2. That DEATON, INC. does business in the State of Louisiana.
*913 3. That, at all times material to this suit, the CT Corporation System, 1300 Hibernia Building, New Orleans, Louisiana, was the registered agent for service of process on DEATON, INC. and that both the registered Louisiana Office and the principal Louisiana Office of DEATON, INC. was situated in New Orleans, all as shown from the letter from the Louisiana Secretary of State, dated November 23, 1976, attached as Exhibit `A'.
4. That plaintiff has brought this suit under the Louisiana Workmen's Compensation Law.
5. That the complained of accident occurred in the State of Alabama.
6. That, at all times material to this suit, the agreement between DEATON, INC. and THEODORE FOREMAN, with addendums nos. 1-3, all dated 11 March 1976, was the only contract or agreement by and between plaintiff and defendant, a copy of which agreement is attached as Exhibit `B'.
7. That the agreement described in paragraph 6 above, and attached as Exhibit `B', was made and signed in the State of Alabama."
The only other evidence introduced was plaintiff's exhibits A and B. Exhibit A is a letter from the Louisiana Secretary of State showing that the defendant has appointed a registered agent for service of process. Exhibit B, which is the alleged employment contract between plaintiff and defendant, is designated as a lease agreement. Pursuant to this agreement the defendant leased to the plaintiff a diesel tandem and trailer in consideration for which the plaintiff agreed to furnish all labor to operate the diesel truck and to perform all services necessary in the transportation of such commodities as the defendant may provide.
Plaintiff's principal contention is that the trial court erred in sustaining the defendant's exception of lack of jurisdiction over the subject matter.
It is well settled in the jurisprudence of this state that recovery cannot be allowed under the Louisiana Workmen's Compensation Act in cases where the contract of employment was not entered into in this State and where the accident did not occur in this State. Gray v. Decker, 229 So.2d 156 (La.App. 2nd Cir. 1969); Woodham v. Travelers Insurance Company, 161 So.2d 368 (La.App. 3rd Cir. 1964), writs refused May 4, 1964; Sparks v. Pyburn Drilling Co., 276 So.2d 406 (La.App. 2nd Cir. 1973).
In the instant suit plaintiff admits that his alleged contract of employment was entered into in Alabama and that the accident occurred in Alabama. Accordingly, we agree with the trial court's determination that the plaintiff is not entitled to recovery under the provisions of the Louisiana Workmen's Compensation Act. Obviously, the plaintiff's remedy or right to recovery, if any such rights exist, is governed exclusively by the laws of the State of Alabama.

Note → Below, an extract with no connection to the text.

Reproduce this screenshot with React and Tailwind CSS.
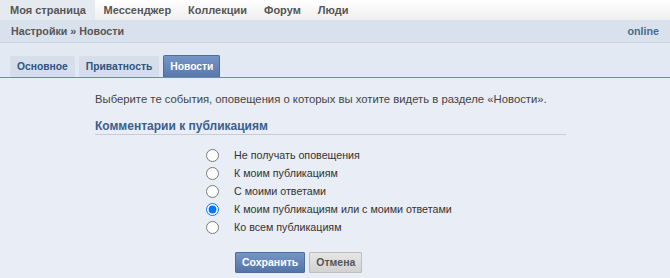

Plaintiff, in arguing that the trial court erred in sustaining the defendant's exception to the jurisdiction of the court relies on the case of Smith v. Glove Indemnity Company, 243 So.2d 882 (La.App. 1st Cir. 1971).
In Smith, supra, the question presented was whether a Louisiana court had jurisdiction over the subject matter to apply a foreign workmen's compensation statute in a suit by a Louisiana resident against a non-resident workmen's compensation insurer. The accident and employment occurred in another state. Having determined that it could exercise jurisdiction over the person since the insurer was authorized to do and was doing business in Louisiana, the court in Smith, supra, further determined it could exercise jurisdiction over the subject matter. The court found in Smith, supra, that it had jurisdiction to apply the foreign workmen's compensation statute, wherein the plaintiff had sought benefits under the foreign state's workmen's compensation law. In so concluding the court in Smith, supra, stated at page 891:
"Fundamental reasons of practicality prompt our assumption of jurisdiction of *914 claims for workmen's compensation predicated on accidents arising in foreign jurisdictions. We are aware that a vast number of both highly skilled and semi-skilled workers are employed in industrial, scientific, technological and other construction projects in our now complex society. Mobility of such employees is as vital to the employees' ability to earn a livelihood as it is to the employer who must depend upon the availability of such workmen to fulfill construction contracts. It is common knowledge that construction workmen must move upon the completion of each project. We can readily see that in many instances considerable financial hardship would be imposed upon an injured employee to require that, in every case, recovery of compensation be restricted to the state in which the accident occurred. The economic factors involved weigh heavily in favor of the injured employee. The employee has neither the funds, resources nor facilities normally possessed by and available to the insurer."
Considering the facts of the instant matter it is clear that the trial court has jurisdiction over the person of the defendant. The defendant qualified to do and was doing business in Louisiana, and had appointed a registered agent for service of process. However, it is just as clear that the trial court correctly found that it could not exercise jurisdiction over the subject matter.